THE EXERCISE:
Copy exactly the lines that run from the top of the listing to the line containing "Plus, FileText, Folder", both ends included, and omit the pictures.

DATA SHOWN:

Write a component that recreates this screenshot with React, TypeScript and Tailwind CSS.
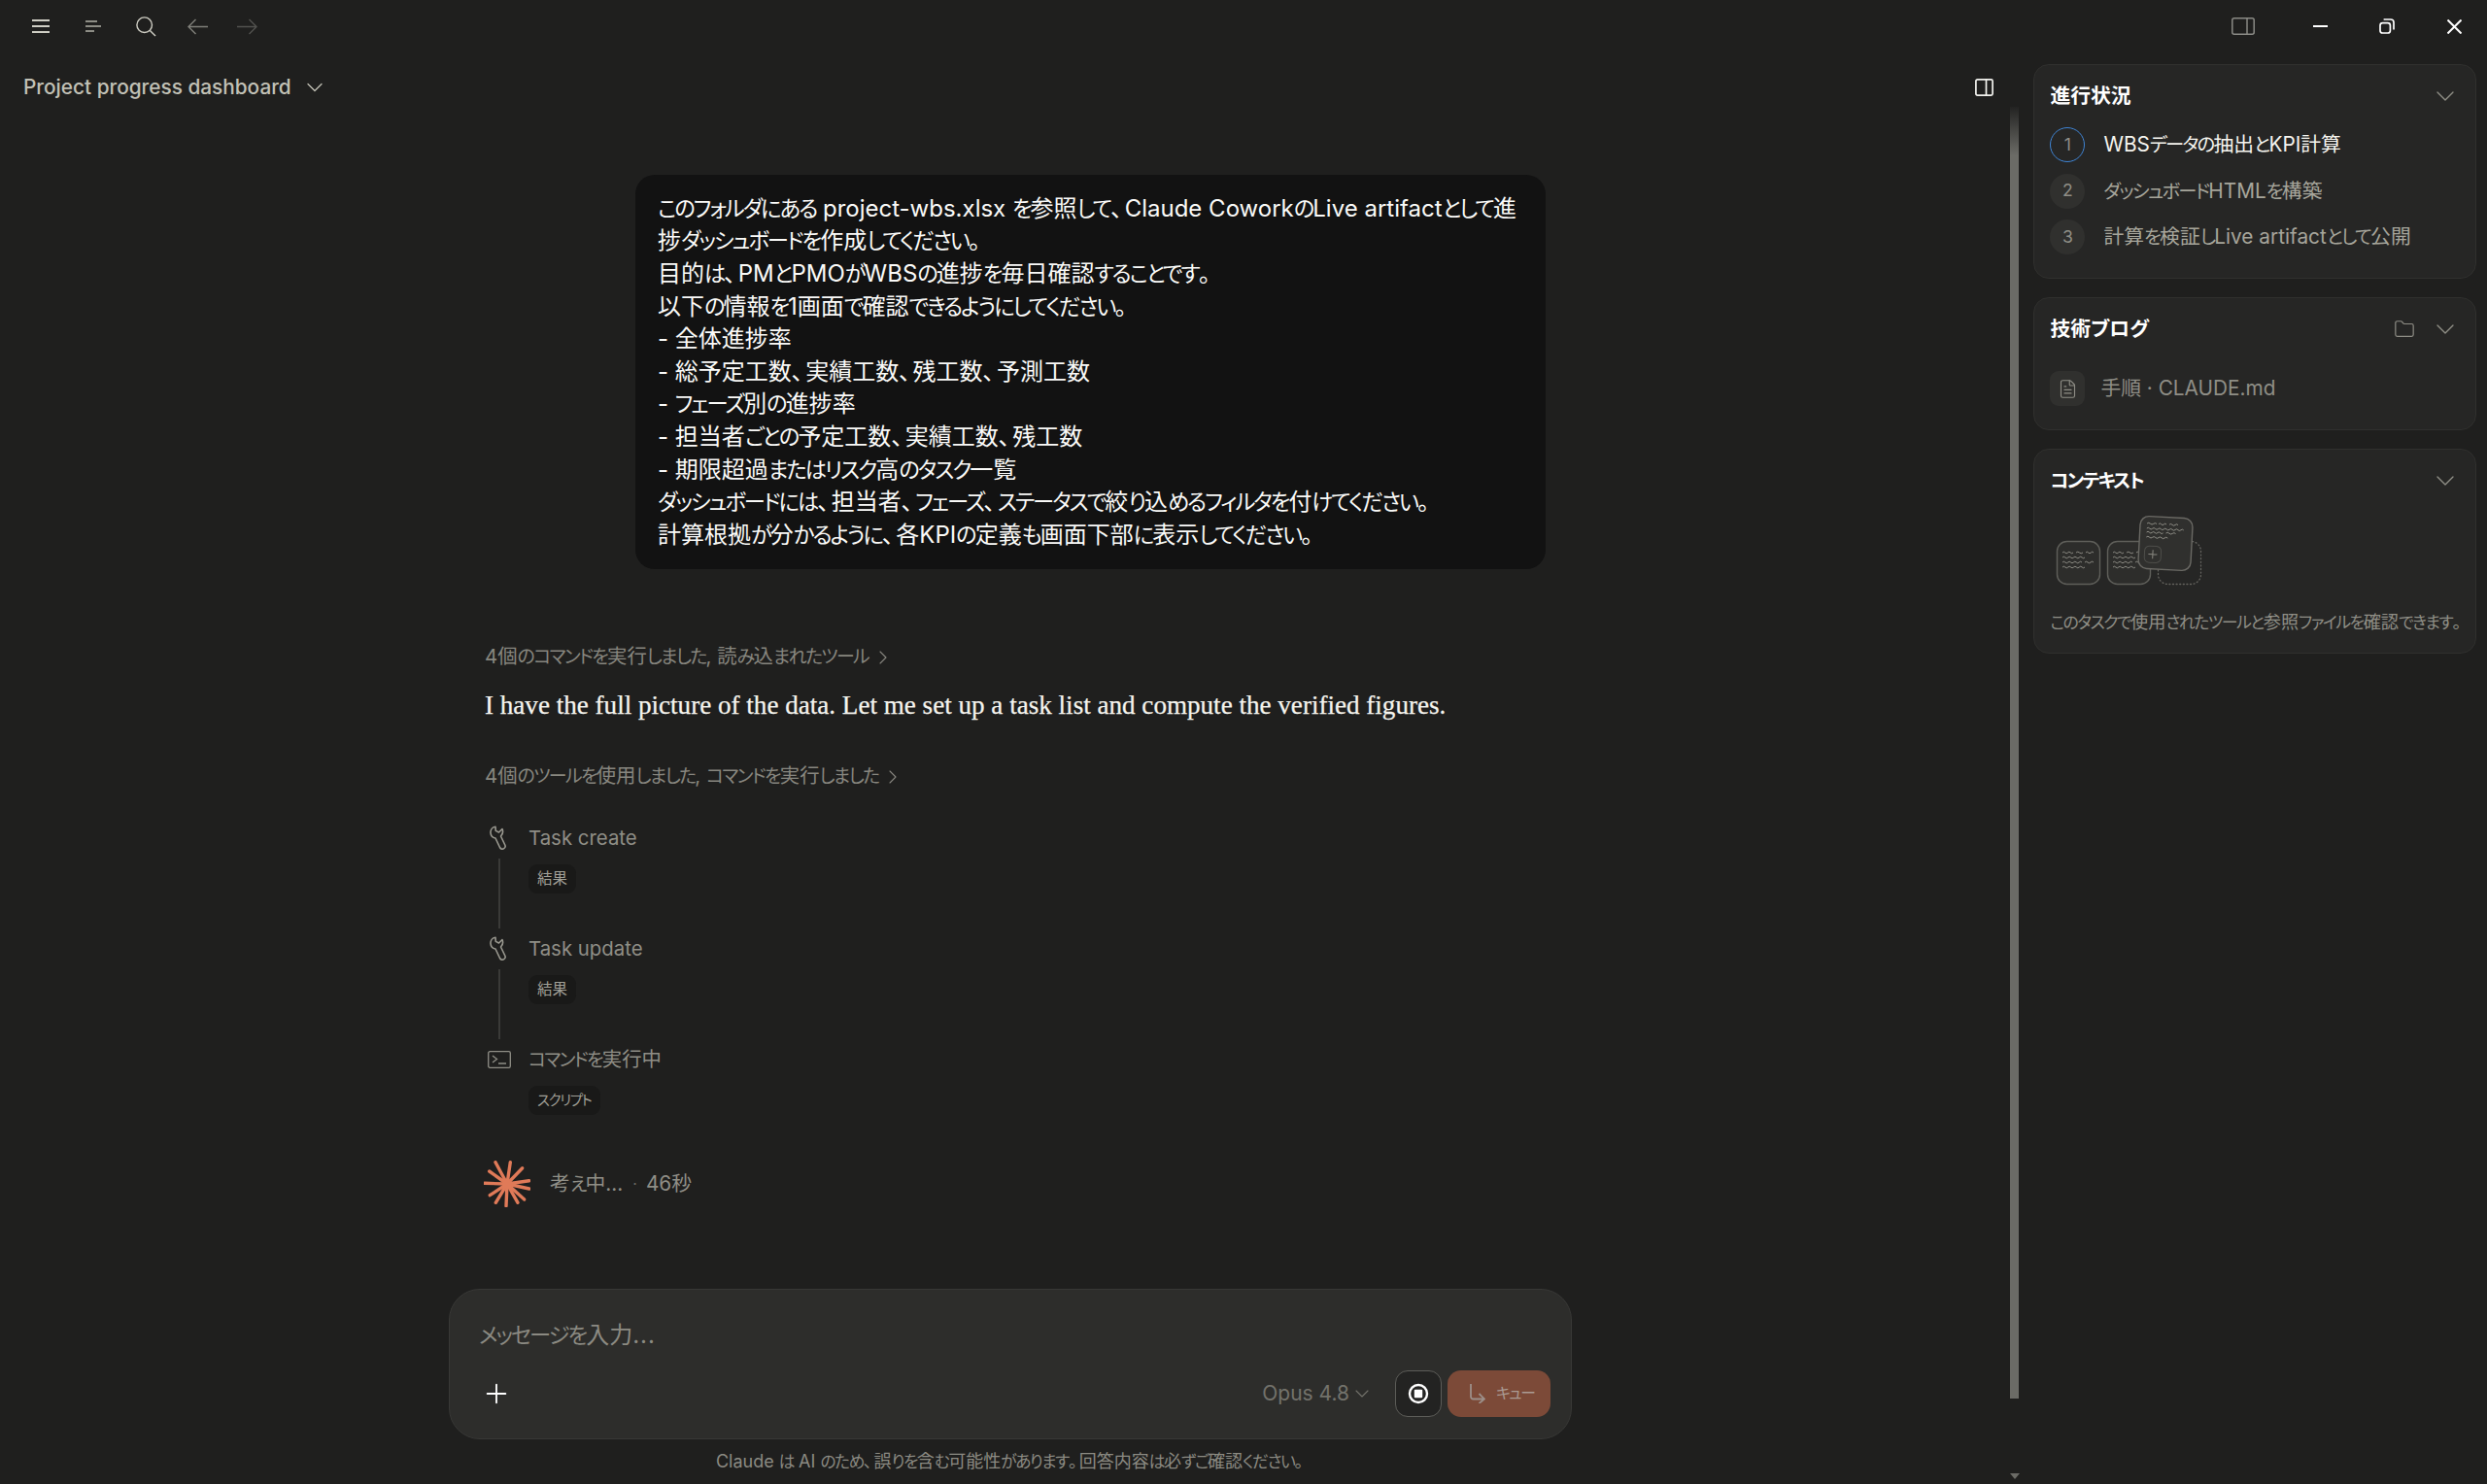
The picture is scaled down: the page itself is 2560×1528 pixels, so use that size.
import React from "react";
import { ChevronDown, ChevronRight, Plus, FileText, Folder } from "lucide-react";

function J({ t }: { t: string }) {
  return (
    <>
      {t.split(/([\u3041-\u30ff]+|[、。])/).map((s, i) =>
        i % 2 === 0 ? (
          <React.Fragment key={i}>{s}</React.Fragment>
        ) : s === "、" || s === "。" ? (
          <span key={i} className="mr-[0.1em]">{s}</span>
        ) : (
          <span key={i} className="text-[0.93em] tracking-[-0.09em]">{s}</span>
        )
      )}
    </>
  );
}

const prompt = [
  "このフォルダにある project-wbs.xlsx を参照して、Claude CoworkのLive artifactとして進",
  "捗ダッシュボードを作成してください。",
  "目的は、PMとPMOがWBSの進捗を毎日確認することです。",
  "以下の情報を1画面で確認できるようにしてください。",
  "- 全体進捗率",
  "- 総予定工数、実績工数、残工数、予測工数",
  "- フェーズ別の進捗率",
  "- 担当者ごとの予定工数、実績工数、残工数",
  "- 期限超過またはリスク高のタスク一覧",
  "ダッシュボードには、担当者、フェーズ、ステータスで絞り込めるフィルタを付けてください。",
  "計算根拠が分かるように、各KPIの定義も画面下部に表示してください。",
];

const rays: [number, number][] = [
  [-12, -22.3], [3.3, -22.3], [15.7, -16.3], [22.7, -3.3], [22.7, 5], [17.7, 16],
  [11, 19.3], [-1, 22.7], [-11.7, 19.3], [-17.7, 11.7], [-23.3, -0.7], [-18.3, -13],
];

function wave(x: number, y: number, w: number) {
  const n = Math.max(1, Math.round(w / 3));
  let d = `M${x} ${y}q${w / n / 2} -1.6 ${w / n} 0`;
  for (let i = 1; i < n; i++) d += `t${w / n} 0`;
  return d;
}

function Lines({ segs }: { segs: [number, number, number][] }) {
  return (
    <path
      d={segs.map(([a, b, y]) => wave(a, y, b - a)).join("")}
      fill="none"
      stroke="#a3a299"
      strokeWidth="0.8"
    />
  );
}

const small = (o: number): [number, number, number][] => [
  [14 + o, 25 + o, 44], [28 + o, 35 + o, 44], [38 + o, 46 + o, 44],
  [14 + o, 37 + o, 49],
  [14 + o, 34 + o, 54], [37 + o, 46 + o, 54],
  [14 + o, 37 + o, 59],
];

function Illustration() {
  return (
    <svg width="160" height="80" viewBox="0 0 160 80" className="-ml-[1px]">
      <rect x="8.5" y="32.5" width="44" height="44" rx="10" fill="#2d2d2b" stroke="#5f5f5a" strokeWidth="1.4" />
      <Lines segs={small(0)} />
      <rect x="60.5" y="32.5" width="44" height="44" rx="10" fill="#2d2d2b" stroke="#5f5f5a" strokeWidth="1.4" />
      <Lines segs={small(52)} />
      <rect x="112.5" y="32.5" width="44" height="44" rx="10" fill="none" stroke="#65645f" strokeWidth="1.3" strokeDasharray="1 2.6" strokeLinecap="round" />
      <g transform="rotate(3 120 35)">
        <rect x="93" y="7.5" width="54" height="54" rx="9" fill="#30302e" stroke="#6a6964" strokeWidth="1.4" />
        <Lines segs={[[100, 110, 15], [112, 120, 15], [123, 132, 15], [100, 138, 20], [100, 117, 24], [120, 130, 24], [100, 122, 29]]} />
        <rect x="99" y="38" width="17" height="17" rx="5" fill="none" stroke="#4e4e4a" strokeWidth="1" />
        <path d="M107.5 42v9M103 46.5h9" stroke="#8a8982" strokeWidth="1" />
      </g>
    </svg>
  );
}

function Tool({ icon, label, tag, line }: { icon: React.ReactNode; label: string; tag: string; line?: boolean }) {
  return (
    <div className="flex h-[114px]">
      <div className="flex w-[30px] flex-col items-center">
        <div className="flex h-[30px] items-center justify-center">{icon}</div>
        {line && <div className="mt-[6px] h-[72px] w-[2px] bg-[#3a3a38]" />}
      </div>
      <div className="ml-[15px] flex flex-col items-start">
        <div className="flex h-[30px] items-center pt-[2px] text-[20.4px] text-[#8f8e86]"><span><J t={label} /></span></div>
        <div className="mt-[12px] flex h-[30px] items-center rounded-[9px] bg-[#191918] px-[9px] text-[15.5px] text-[#a09f96]"><span><J t={tag} /></span></div>
      </div>
    </div>
  );
}

function CardHead({ title, extra }: { title: React.ReactNode; extra?: React.ReactNode }) {
  return (
    <div className="flex h-[32px] items-center">
      <span className="text-[20.8px] font-semibold text-white">{title}</span>
      <div className="ml-auto flex items-center">
        {extra}
        <ChevronDown size={32} strokeWidth={1} className="text-[#8f8e86]" />
      </div>
    </div>
  );
}

const WrenchIcon = () => (
  <svg width="17" height="25" viewBox="0 0 17 25" fill="none" stroke="#9a9990" strokeWidth="1.6" strokeLinejoin="round" className="mr-[3px]">
    <path d="M6 1.2C2.6 1.6.8 4.5 1 7.5c.2 3 2.4 5 5 5.5l4.5 9.5c.8 1.5 2.5 2 4 1.3 1.5-.8 2-2.3 1.3-3.8L11.5 11c2-2 2.5-5 1.5-7.5L9.5 7 6.3 5.4z" />
  </svg>
);

const card = "rounded-[16px] border-[1.6px] border-[#30302e] bg-[#262625] pt-[16px] pl-[16.4px] pr-[15px]";

export default function App() {
  return (
    <div className="flex h-[1528px] w-[2560px] flex-col overflow-hidden bg-[#1f1f1e] font-[Inter,'Noto_Sans_CJK_JP',sans-serif] [font-feature-settings:'palt'] text-white">
      {/* title bar */}
      <header className="flex h-[54px] shrink-0 items-center pl-[33px] pr-[26px]">
        <svg width="18" height="16" viewBox="0 0 18 16" stroke="#cfcec4" strokeWidth="2">
          <path d="M0 2h18M0 8h18M0 14h18" />
        </svg>
        <svg width="16" height="14" viewBox="0 0 16 14" className="ml-[37px]" stroke="#b3b2a8" strokeWidth="1.3">
          <path d="M0 2h12M0 7h16M0 12h9" />
        </svg>
        <svg width="21" height="21" viewBox="0 0 21 21" fill="none" stroke="#cfcec4" strokeWidth="1.4" className="ml-[36px]">
          <circle cx="8.7" cy="8.7" r="7.8" />
          <path d="M14.4 14.4L20 20" />
        </svg>
        <svg width="21" height="17" viewBox="0 0 21 17" fill="none" stroke="#80807a" strokeWidth="1.4" className="ml-[32px]">
          <path d="M21 8.5H1M8.5 1L1 8.5L8.5 16" />
        </svg>
        <svg width="21" height="17" viewBox="0 0 21 17" fill="none" stroke="#52524f" strokeWidth="1.4" className="ml-[30px]">
          <path d="M0 8.5h20M12.5 1L20 8.5L12.5 16" />
        </svg>
        <svg width="24" height="18" viewBox="0 0 24 18" fill="none" stroke="#8a8a85" strokeWidth="1.5" className="ml-auto">
          <rect x="0.8" y="0.8" width="22.4" height="16.4" rx="2" />
          <path d="M16 1v16" />
        </svg>
        <svg width="15" height="4" viewBox="0 0 15 4" stroke="#fff" strokeWidth="2" className="ml-[60px]">
          <path d="M0 2h15" />
        </svg>
        <svg width="16" height="16" viewBox="0 0 16 16" fill="none" stroke="#fff" strokeWidth="1.7" className="ml-[53px]">
          <rect x="1" y="4.6" width="10.4" height="10.4" rx="2.6" />
          <path d="M4.6 1h7.2a3.2 3.2 0 0 1 3.2 3.2v7.2" />
        </svg>
        <svg width="15" height="15" viewBox="0 0 15 15" stroke="#fff" strokeWidth="2" className="ml-[54px]">
          <path d="M0.5 0.5l14 14M14.5 0.5l-14 14" />
        </svg>
      </header>

      <div className="flex min-h-0 flex-1">
        {/* conversation */}
        <main className="flex w-[2069px] shrink-0 flex-col">
          <div className="flex h-[72px] shrink-0 items-center pl-[24px] pr-[17px]">
            <span className="text-[20.8px] font-medium text-[#c2c1b6]">Project progress dashboard</span>
            <ChevronDown size={28} strokeWidth={1.1} className="ml-[10px] text-[#c2c1b6]" />
            <svg width="19" height="18" viewBox="0 0 19 18" fill="none" stroke="#f2f2ee" strokeWidth="1.7" className="ml-auto">
              <rect x="0.9" y="0.9" width="17.2" height="16.2" rx="1.6" />
              <path d="M11.5 1v16" />
            </svg>
          </div>

          <div className="flex w-[1618px] flex-col pl-[462px]">
            <div className="ml-[191.5px] mt-[53.5px] w-[937.5px] rounded-[20px] bg-[#121212] py-[18.5px] pl-[23.5px] text-[24px] text-[#fafaf8]">
              {prompt.map((l) => (
                <div key={l} className="flex h-[33.6px] items-center whitespace-nowrap"><span><J t={l} /></span></div>
              ))}
            </div>

            <div className="pl-[37px]">
              <div className="mt-[74.5px] flex h-[32px] items-center text-[20.4px] text-[#87867f]">
                <span><J t="4個のコマンドを実行しました, 読み込まれたツール" /></span>
                <ChevronRight size={24} strokeWidth={1.1} className="ml-[3px]" />
              </div>
              <div className="mt-[14px] flex h-[40px] items-center font-['Liberation_Serif',serif] text-[27.1px] text-[#f5f4ee] [-webkit-text-stroke:0.25px_#f5f4ee]">
                I have the full picture of the data. Let me set up a task list and compute the verified figures.
              </div>
              <div className="mt-[37px] flex h-[32px] items-center text-[20.4px] text-[#87867f]">
                <span><J t="4個のツールを使用しました, コマンドを実行しました" /></span>
                <ChevronRight size={24} strokeWidth={1.1} className="ml-[3px]" />
              </div>

              <div className="mt-[32px]">
                <Tool icon={<WrenchIcon />} label="Task create" tag="結果" line />
                <Tool icon={<WrenchIcon />} label="Task update" tag="結果" line />
                <Tool
                  icon={
                    <svg width="24" height="18" viewBox="0 0 24 18" fill="none" stroke="#8f8e86" strokeWidth="1.3">
                      <rect x="0.7" y="0.7" width="22.6" height="16.6" rx="1.6" />
                      <path d="M5 5l4.5 3.5L5 12M11 13h8" />
                    </svg>
                  }
                  label="コマンドを実行中"
                  tag="スクリプト"
                />
              </div>

              <div className="mt-[5px] flex h-[48px] items-center">
                <svg width="48" height="48" viewBox="-24 -24 48 48" stroke="#e07a58" strokeWidth="3.4" strokeLinecap="round" className="-ml-[1px]">
                  {rays.map(([x, y]) => (
                    <line key={`${x}${y}`} x1="0" y1="0" x2={x} y2={y} />
                  ))}
                  <circle r="5" fill="#e07a58" stroke="none" />
                </svg>
                <span className="ml-[20px] text-[20.8px] text-[#8f8e86]"><J t="考え中..." /></span>
                <span className="ml-[10px] text-[16px] text-[#6a6964]">·</span>
                <span className="ml-[9px] text-[20.8px] text-[#8f8e86]">46秒</span>
              </div>
            </div>

            <div className="mt-[84px] flex h-[155px] flex-col rounded-[32px] border-[1.6px] border-[#383836] bg-[#2d2d2b] pl-[30px] pr-[21px] pt-[31px]">
              <div className="flex h-[32px] items-center text-[24px] text-[#8b8a82]">
                <span><J t="メッセージを入力" /><span className="tracking-[1px]">...</span></span>
              </div>
              <div className="mt-[20px] flex h-[48px] items-center">
                <div className="flex w-[36px] items-center justify-center">
                  <Plus size={32} strokeWidth={1.4} className="shrink-0 text-white" />
                </div>
                <div className="ml-auto flex items-center text-[21px] text-[#73726b]">
                  Opus 4.8
                  <ChevronDown size={24} strokeWidth={1.1} className="ml-[1px]" />
                </div>
                <div className="ml-[22px] flex h-[48px] w-[48px] items-center justify-center rounded-[13px] border-[1.3px] border-[#5c5c58] bg-[#232322]">
                  <svg width="22" height="22" viewBox="0 0 22 22">
                    <circle cx="11" cy="11" r="9" fill="none" stroke="#fff" strokeWidth="2.4" />
                    <rect x="6.8" y="6.8" width="8.4" height="8.4" rx="1" fill="#fff" />
                  </svg>
                </div>
                <div className="ml-[6px] flex h-[48px] w-[106px] items-center rounded-[14px] bg-[#7c4a38] pl-[23px] text-[17px] text-[#ab9b93]">
                  <svg width="16" height="20" viewBox="0 0 16 20" fill="none" stroke="#9c8f89" strokeWidth="1.8">
                    <path d="M1 0v13a2.5 2.5 0 0 0 2.5 2.5H15M9.5 10L15 15.5L9.5 20" />
                  </svg>
                  <span className="ml-[11px]"><J t="キュー" /></span>
                </div>
              </div>
            </div>

            <div className="mt-[9px] flex h-[28px] items-center justify-center text-[18px] text-[#8b8a82]">
              <span><J t="Claude は AI のため、誤りを含む可能性があります。回答内容は必ずご確認ください。" /></span>
            </div>
          </div>
        </main>

        {/* scrollbar */}
        <div className="flex w-[9px] shrink-0 flex-col items-center">
          <div className="mt-[56px] h-[1330px] w-[9px] bg-[linear-gradient(to_bottom,#232322_0px,#6b6b66_50px,#6b6b66_100%)]" />
          <div className="mb-[5px] mt-auto h-0 w-0 border-x-[5px] border-t-[6px] border-x-transparent border-t-[#6b6b66]" />
        </div>

        {/* right rail */}
        <aside className="ml-[15px] mt-[12px] flex w-[456px] shrink-0 flex-col gap-[19px]">
          <section className={`${card} h-[221px]`}>
            <CardHead title="進行状況" />
            <div className="mt-[16px] flex flex-col gap-[11.5px]">
              <div className="flex items-center text-[20.8px] text-[#f5f4ee]">
                <div className="flex h-[36px] w-[36px] items-center justify-center rounded-full border-[1.3px] border-[#3f84d4] text-[17.6px] text-[#8f8e86]">1</div>
                <span className="ml-[19px]"><J t="WBSデータの抽出とKPI計算" /></span>
              </div>
              <div className="flex items-center text-[20.8px] text-[#a6a59b]">
                <div className="flex h-[36px] w-[36px] items-center justify-center rounded-full bg-[#30302e] text-[17.6px] text-[#8f8e86]">2</div>
                <span className="ml-[19px]"><J t="ダッシュボードHTMLを構築" /></span>
              </div>
              <div className="flex items-center text-[20.8px] text-[#a6a59b]">
                <div className="flex h-[36px] w-[36px] items-center justify-center rounded-full bg-[#30302e] text-[17.6px] text-[#8f8e86]">3</div>
                <span className="ml-[19px]"><J t="計算を検証しLive artifactとして公開" /></span>
              </div>
            </div>
          </section>

          <section className={`${card} h-[137px]`}>
            <CardHead
              title="技術ブログ"
              extra={<Folder size={22} strokeWidth={1.3} className="mr-[15px] text-[#8f8e86]" />}
            />
            <div className="mt-[27px] flex items-center">
              <div className="flex h-[36px] w-[36px] items-center justify-center rounded-[9px] bg-[#30302e]">
                <FileText size={21} strokeWidth={1.3} className="text-[#8f8e86]" />
              </div>
              <span className="ml-[16px] text-[20.8px] text-[#8f8e86]">手順 · CLAUDE.md</span>
            </div>
          </section>

          <section className={`${card} h-[211px]`}>
            <CardHead title={<J t="コンテキスト" />} />
            <div className="mt-[14px]">
              <Illustration />
            </div>
            <div className="mt-[22px] whitespace-nowrap text-[18.2px] text-[#8f8e86]">
              <J t="このタスクで使用されたツールと参照ファイルを確認できます。" />
            </div>
          </section>
        </aside>
      </div>
    </div>
  );
}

COMPLETED EXERCISE:
Write a component that recreates this screenshot with React, TypeScript and Tailwind CSS.
The picture is scaled down: the page itself is 2560×1528 pixels, so use that size.
import React from "react";
import { ChevronDown, ChevronRight, Plus, FileText, Folder } from "lucide-react";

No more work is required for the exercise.